Tamika seems at least aware of Shakaliah’s sadness, but she worries most about her 2-year-old Sha-Miyiaah, and her three month old boy, Azariah, who has yet to spend a night in a crib.
“Children don’t ask to come here. All they ask for is a place to stay, food to eat and clothes to wear. And right now I feel like the biggest failure, even though they have some place to temporarily stay, it’s not home,” she says.
For all those reasons, some part of Smalls is hoping a room in D.C. General Emergency Family Shelter will miraculously open up.
And it might really take a miracle — Smalls says she’s been told D.C. General isn’t accepting new families.

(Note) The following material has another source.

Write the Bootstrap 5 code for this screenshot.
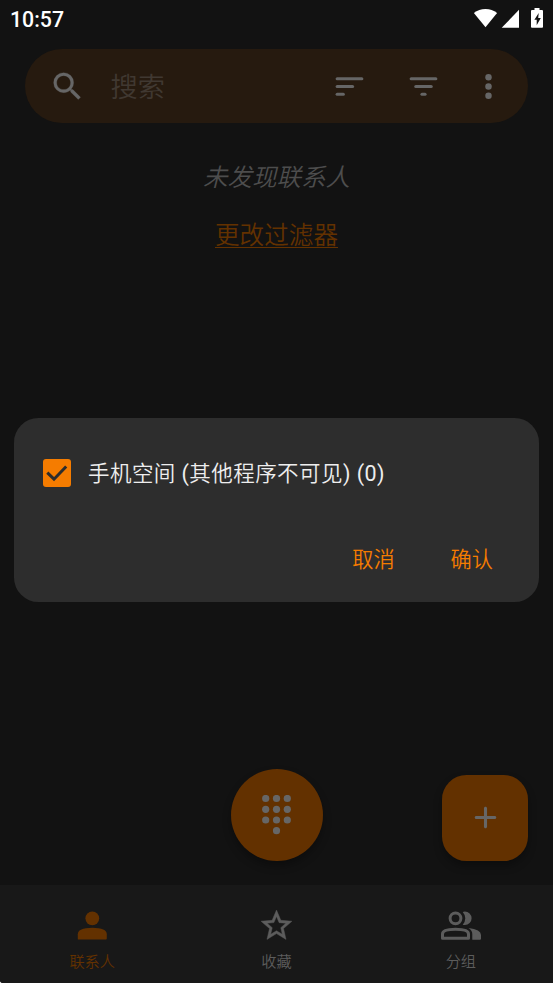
<!DOCTYPE html>
<html lang="zh-CN">
<head>
<meta charset="utf-8">
<meta name="viewport" content="width=device-width, initial-scale=1">
<title>联系人</title>
<link href="https://cdn.jsdelivr.net/npm/bootstrap@5.3.0/dist/css/bootstrap.min.css" rel="stylesheet">
<style>
html { background: #fff; }
body { background: #fff; font-family: Roboto, "Noto Sans CJK SC", sans-serif; font-weight: 350; }
svg { display: block; fill: currentColor; flex: none; }
.screen { width: 553px; height: 983px; background: #121212; border-radius: 0 0 0 3px; overflow: hidden; }
.status { height: 38px; padding: 0 9px 0 10px; color: #fff; font-size: 21.3px; font-weight: 500; line-height: 40px; }
.search { height: 74px; margin: 11px 25px 0 24.5px; padding: 0 21.500px 0 24px; border-radius: 37px; background: #261a0f; color: #666; }
.search-hint { font-size: 27.2px; line-height: 40px; color: #403831; margin-left: 25px; padding-top: 3px; }
.sort-icon { margin-right: 37px; }
.filter-icon { margin-right: 27.5px; }
.empty { margin-top: 37px; font-size: 24.5px; line-height: 36px; color: #4d4d4d; }
.filter-link { margin-top: 21px; font-size: 24.6px; line-height: 38px; height: 36px; color: #633100; }
.filter-link span { display: inline-block; height: 31px; line-height: 38px; border-bottom: 1px solid #633100; }
.fabs { display: grid; grid-template-columns: 1fr 92px 1fr; height: 92.5px; margin-bottom: 24px; }
.fab { color: #666; background: #633100; border: 0; padding: 0; box-shadow: 0 5px 8px rgba(0,0,0,.3); }
.fab-dial { width: 92px; height: 92px; border-radius: 50%; }
.fab-add { width: 86px; height: 86px; border-radius: 24.5px; margin-right: 25px; padding-bottom: 1px; }
.tabs { height: 98px; background: #181818; color: #5c5c5c; padding-top: 22px; }
.tab-label { font-size: 15.2px; line-height: 22px; margin-top: 7px; }
.tab-on { color: #633100; }
.prompt { position: absolute; left: 14px; top: 418px; width: 525px; height: 184px; border-radius: 24.5px; background: #2d2d2d; color: #eee; padding: 41px 29px 0; }
.prompt-text { font-size: 21.5px; line-height: 28px; height: 28px; padding-top: 1px; letter-spacing: .45px; margin-left: 17px; }
.tick { width: 28px; height: 28px; border-radius: 3px; background: #f57c00; color: #2d2d2d; }
.actions { margin-top: 57px; gap: 56px; padding-right: 17px; }
.act { background: none; border: 0; padding: 0; color: #f57c00; font-size: 21.2px; line-height: 32px; font-weight: inherit; }
</style>
</head>
<body>
<main class="screen position-relative d-flex flex-column">
  <header class="status d-flex justify-content-between">
    <span>10:57</span>
    <svg width="72" height="38" viewBox="472 0 72 38" fill="#fff">
      <path d="M485.500 27.200 473.900 13.100Q479 9 485.500 9T497.100 13.100Z"/>
      <path d="M519 9.800V27.800H501.700Z"/>
      <path fill-rule="evenodd" d="M534.500 8h5v2h2.500q1 0 1 1v16q0 .8-1 .8h-10q-1 0-1-.8V11q0-1 1-1h2.500zM538.700 13 534.400 19.700h2.300v5.600l4.100-7.300h-2.600z"/>
    </svg>
  </header>
  <div class="search d-flex align-items-center">
    <svg width="37" height="37" viewBox="0 0 24 24"><path stroke="currentColor" stroke-width=".15" stroke-linejoin="round" d="M15.500 14h-.79l-.28-.27A6.471 6.471 0 0 0 16 9.500 6.500 6.500 0 1 0 9.500 16c1.610 0 3.090-.59 4.230-1.570l.27.28v.79l5 4.990L20.490 19l-4.990-5zm-6 0C7.010 14 5 11.990 5 9.500S7.010 5 9.500 5 14 7.010 14 9.500 11.990 14 9.500 14z"/></svg>
    <span class="search-hint flex-grow-1">搜索</span>
    <svg class="sort-icon" width="37" height="37" viewBox="0 0 24 24"><rect x="3" y="6" width="18" height="2" rx="1"/><rect x="3" y="11" width="12" height="2" rx="1"/><rect x="3" y="16" width="6" height="2" rx="1"/></svg>
    <svg class="filter-icon" width="37" height="37" viewBox="0 0 24 24"><rect x="3" y="6" width="18" height="2" rx="1"/><rect x="6" y="11" width="12" height="2" rx="1"/><rect x="10" y="16" width="4" height="2" rx="1"/></svg>
    <svg width="37" height="37" viewBox="0 0 24 24"><circle cx="12" cy="6" r="2.100"/><circle cx="12" cy="12" r="2.100"/><circle cx="12" cy="18" r="2.100"/></svg>
  </div>
  <div class="empty fst-italic text-center">未发现联系人</div>
  <div class="filter-link text-center"><span>更改过滤器</span></div>

  <div class="fabs mt-auto align-items-end">
    <button class="fab fab-dial d-flex align-items-center justify-content-center align-self-start" style="grid-column:2" aria-label="拨号">
      <svg width="30" height="40" viewBox="0.500 0.500 30 40"><circle cx="4.200" cy="4" r="3.600"/><circle cx="15" cy="4" r="3.600"/><circle cx="25.800" cy="4" r="3.600"/><circle cx="4.200" cy="14.800" r="3.600"/><circle cx="15" cy="14.800" r="3.600"/><circle cx="25.800" cy="14.800" r="3.600"/><circle cx="4.200" cy="25.500" r="3.600"/><circle cx="15" cy="25.500" r="3.600"/><circle cx="25.800" cy="25.500" r="3.600"/><circle cx="15" cy="36.200" r="3.600"/></svg>
    </button>
    <button class="fab fab-add d-flex align-items-center justify-content-center ms-auto" aria-label="添加">
      <svg width="37" height="37" viewBox="0 0 24 24"><path d="M18 13h-5v5c0 .55-.45 1-1 1s-1-.45-1-1v-5H6c-.55 0-1-.45-1-1s.45-1 1-1h5V6c0-.55.45-1 1-1s1 .45 1 1v5h5c.55 0 1 .45 1 1s-.45 1-1 1z"/></svg>
    </button>
  </div>
  <nav class="tabs row g-0">
    <div class="col d-flex flex-column align-items-center tab-on">
      <svg width="37" height="37" viewBox="0 0 37 37"><circle cx="18.300" cy="11.300" r="6.900"/><path d="M3.800 32.500v-5.300Q3.800 20.700 18.300 20.700T32.800 27.200V31.500q0 1-1 1z"/></svg>
      <span class="tab-label">联系人</span>
    </div>
    <div class="col d-flex flex-column align-items-center">
      <svg width="37" height="37" viewBox="0 0 24 24"><path stroke="currentColor" stroke-width=".3" stroke-linejoin="round" d="M22 9.240l-7.190-.62L12 2 9.190 8.630 2 9.240l5.460 4.730L5.820 21 12 17.270 18.180 21l-1.630-7.030L22 9.240zM12 15.400l-3.760 2.270 1-4.280-3.320-2.880 4.380-.38L12 6.100l1.710 4.040 4.380.38-3.320 2.880 1 4.280L12 15.400z"/></svg>
      <span class="tab-label">收藏</span>
    </div>
    <div class="col d-flex flex-column align-items-center">
      <svg width="42" height="37" viewBox="440 907 42 37">
        <g fill="none" stroke="currentColor" stroke-width="3"><circle cx="455.500" cy="918.300" r="5.400"/><path d="M442.500 938.200v-4.200Q442.500 929.200 455.500 929.200T468.500 934v4.200z" stroke-linejoin="round"/></g>
        <path d="M462.700 911.900q1.200-.4 2.100-.4a6.800 6.800 0 0 1 0 13.600q-.9 0-2.100-.4q2.600-2.800 2.600-6.400t-2.600-6.400z"/>
        <path d="M468.500 928.100Q481 929.500 481 935v3.700q0 1-1 1h-7.700v-5.500q0-3.700-3.800-6.100z"/>
      </svg>
      <span class="tab-label">分组</span>
    </div>
  </nav>

  <section class="prompt" role="dialog">
    <div class="d-flex align-items-center">
      <span class="tick"><svg width="28" height="28" viewBox="0 0 28 28"><path d="M4.300 13.700 11 20.200 23.200 7.500" fill="none" stroke="currentColor" stroke-width="3"/></svg></span>
      <span class="prompt-text">手机空间 <span class="fw-normal">(</span>其他程序不可见<span class="fw-normal">) (0)</span></span>
    </div>
    <div class="actions d-flex justify-content-end">
      <button class="act">取消</button>
      <button class="act">确认</button>
    </div>
  </section>
</main>
<script src="https://cdn.jsdelivr.net/npm/bootstrap@5.3.0/dist/js/bootstrap.bundle.min.js"></script>
</body>
</html>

“D.C. General is not the best of places, but it’s somewhere where I wouldn’t have to worry about ‘Am I going to have to come with another $300 or $400 to stay. Are we going to have something to eat? Or do I have enough left in my account to have something to eat?’” she says.
“D.C. General would at least be a place where we might not be there all day, but we could at least come one place and lay our head.”
But within minutes, Smalls wavers on whether spending time in D.C General would help or hurt her family. Sometimes it seems like just another bad option in a life without any good ones.
“Just the thought of even having to go back there — I appreciated it, but I’m praying that another way opens up, another door opens up,” Smalls says, “And I'm praying for those families that something is done, where they don't have to live like that.”
Horatio Price, Smalls’ husband and the father of her two youngest children, has even stronger feelings about D.C. General: “I wouldn't send a dog there."
The 55-year-old Price is currently homeless as well. He says COPD and seizures keep him from holding down a steady job, and he shares motel rooms with the rest of the family.
He agrees that stability would be good for the children, but he’s heard enough about D.C. General to know he couldn't do it.
“I’d rather sleep out on the street. I’d rather go in the woods, and set up a camp then sleep in there, because there are far more rats in there then there are in a camp,” he says.
His strong words catch even Tamika off-guard.
“We discussed it but I didn't know he was that passionate about it,” she says. “I'm like, ‘Oh my!’”
She herself seems to change her mind about D.C. General two or three times during our conversation.
“I’m looking for a home, right now, my mind is, ‘Get us somewhere stable, beyond D.C. General,’” she says.
But what would Smalls say to people who hear his story and point out that she could and should have made different choices; that she should not have had yet another child when she can barely take care of the ones she already had?
“I say to those people, just like anybody else, I have a dream. And sometimes dreams don’t go the way we planned. Yes, I do have six children, three grown and three under 18, but I haven't asked you to do anything for them,” she says. “I’m not asking for a check or more food stamps. I’m saying help me help myself.”
There’s the big dilemma.
Tamika and many like her aren't sure what that help should look like. But her life and the lives of her children are reminders that figuring out a plan to address homelessness in D.C. isn't just an academic or political problem.